I have cut end2end off this reply as this seems to be a WG matter and we
probably do not need to clutter e2e.

> The latest TCP congestion control draft:
> does not allude to RFC 2861. This latest draft perhaps tries to
> combine the RFC 2581 (TCP Congestion Control) and RFC 3465
> (Appropriate Byte Couting) in one document. 

This is incorrect.  The goal of the above listed I-D is to fix problems
with the current congestion control *specification* (not algorithmic
problems).  And, further to roll in a couple of quite minor *standards
track* extensions to TCP (namely a larger initial cwnd (RFC 3390) and
limited transmit (RFC 3042).

We explicitly *do not* roll in Appropriate Byte Counting (RFC 3465)
because, as you note, it is not a standards track extension at this

> In $3.1, (page 5, par 5) it suggests:
> "The RECOMMENDED way to increase cwnd during congestion avoidance is
>     to count the number of bytes that have been acknowledged by ACKs for
>     new data.  (A drawback of this implementation is that it requires
>     maintaining an additional state variable.)  When the number of bytes
>     acknowledged reaches cwnd, then cwnd can be incremented by up to
>     SMSS bytes.  Note that during congestion avoidance, cwnd MUST NOT be
>     increased by more than SMSS bytes per RTT.  This method both allows
>     TCPs to increase cwnd by one segment per RTT in the face of delayed
>     ACKs and provides robustness against ACK Division attacks."
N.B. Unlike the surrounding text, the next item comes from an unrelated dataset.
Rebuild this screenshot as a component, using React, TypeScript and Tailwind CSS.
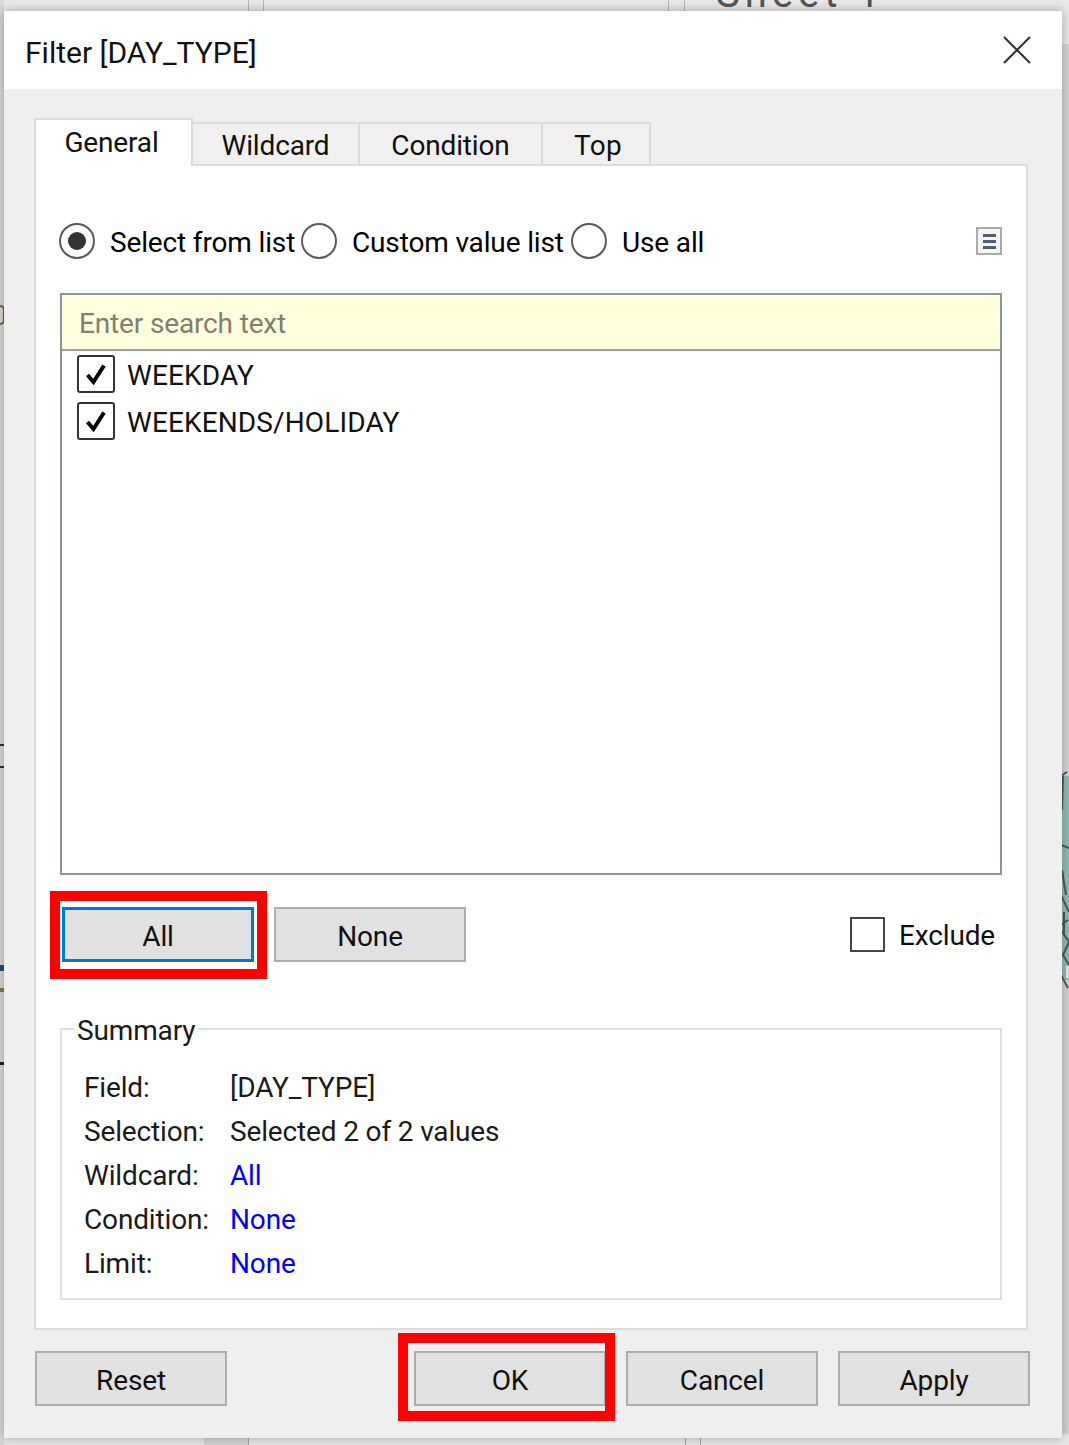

Note that this is only a slight change from RFC 2581 and the above is
*not* ABC.  First, ABC is about how to increase cwnd during *slow start*
while the above paragraph discusses congestion avoidance.  Second, the
byte counting method for increasing cwnd during congestion avoidance is
specifically allowed in RFC 2581.  The change is that it is RECOMMENDED
in the latest draft.  (The change is an attempt to mitigate a security
problem with receiver's ACKing each byte in a packet separately to try
to artificially inflate the sender's cwnd.)

> I am not sure if it is an intentional omission by the authors but this
> seems to have significant implications for sending CBR over TCP. For
> example, delays incurred by CBR stream can be quite different because
> of cwnd limitation (due to application rate).

I do not follow the problem you are getting at here.  If you traffic is
CBR and you have enough cwnd to send at that CBR then why would
increasing it beyond what will provide the given rate impact the
traffic?  I just can't see the point you're trying to make here, can you
try again?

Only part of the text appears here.